Really Actually” inizia a variare lo spartito, una gran bella song d’atmosfera con un interessante uso “percussivo” degli strumenti ad arco in fase di chorus, impronta che dona un certo contraltare cupo al mood altrimenti sereno e luminoso delle strofe. In “Come Lift Me Up” emerge l’amore per i Beatles di Lana ed Erik, rivisto e bilanciato equamente tra rock e melodia. “Bring It On Home” riprende più robustamente le fila dell’hard rock affidandosi ad un riff ancheggiante e sinuoso dai tratti vagamente funky, stemperato poi dalla voce calda ed ammaliante di Lana Lane. “Don’t Disturb The Occupants” si misura con l’alternanza di rock e pop, andando in cerca di vibrazioni più light, sofisticate e morbide di stampo anglosassone. A rimarcare un ideale saliscendi la successiva “Lady Mondegreen (She’s So Misunderstood)” torna su lidi “roots”, solcando con grande padronanza le rotte “porpora” del più classico rock settantiano cesellato dalle keyobards di Norlander a dettare le coordinate, e si sogna ad occhi aperti.

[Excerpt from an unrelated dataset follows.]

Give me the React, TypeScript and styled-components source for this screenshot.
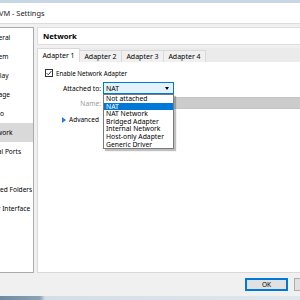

Miss California” si candida tra gli highlight dell’album ed è una lunga lista di geolocazioni care a Lana, sulla scorta di tante altre tribute rock song similari nelle quali l’artista rende merito ai luoghi visitati e, contestualmente, celebra nostalgicamente le proprie origini. “Someone Like You” è un bluesettone che evidentemente non poteva mancare in una scaletta così tradizionalista. “Far From Home” aumenta i bpm e rimette in fila tutti gli stilemi del sound di casa Lane, riff sostenuto, grande apertura melodica nel chorus e pennellate di Norlander ad impreziosire. Chiude la track-list “Neptune Blue“, il pezzo dal minutaggio più lungo, una mini suite che occupa oltre 8 minuti ma che per la verità non lascia granché il segno, pur trattandosi della canzone che dà addirittura il nome all’album. Peccato. Complessivamente Lana Lane torna con un lavoro ben fatto ed interessante, diradando anche quella cupezza introspettiva che aveva un po’ caratterizzato le sue ultime prove discografiche. Siamo a metà strada tra le perle della prima metà di carriera e le produzioni meno esplosive venute dopo. Qua e là c’è forse qualche momento di calo o qualche lungaggine che si poteva sfrondare e rendere maggiormente incisiva ma è comunque un piacere ritrovare Lana, poiché la sua voce preziosa e avvolgente non ha perso nulla in fascino e magnetismo, ed il sostegno delle architetture ordite da Norlander rimane un punto saldo del marchio Lana Lane. Da mettere a verbale anche l’apporto sostanziale della band in “background” composta da Mark McCrite e Don Schiff (già sodali di Norlander nei Rocket Scientists), Jeff Kollman (Asia, Glenn Hughes), Greg Ellis (batterista nei dischi di Norlander) e l’ospitata di John Payne (Asia).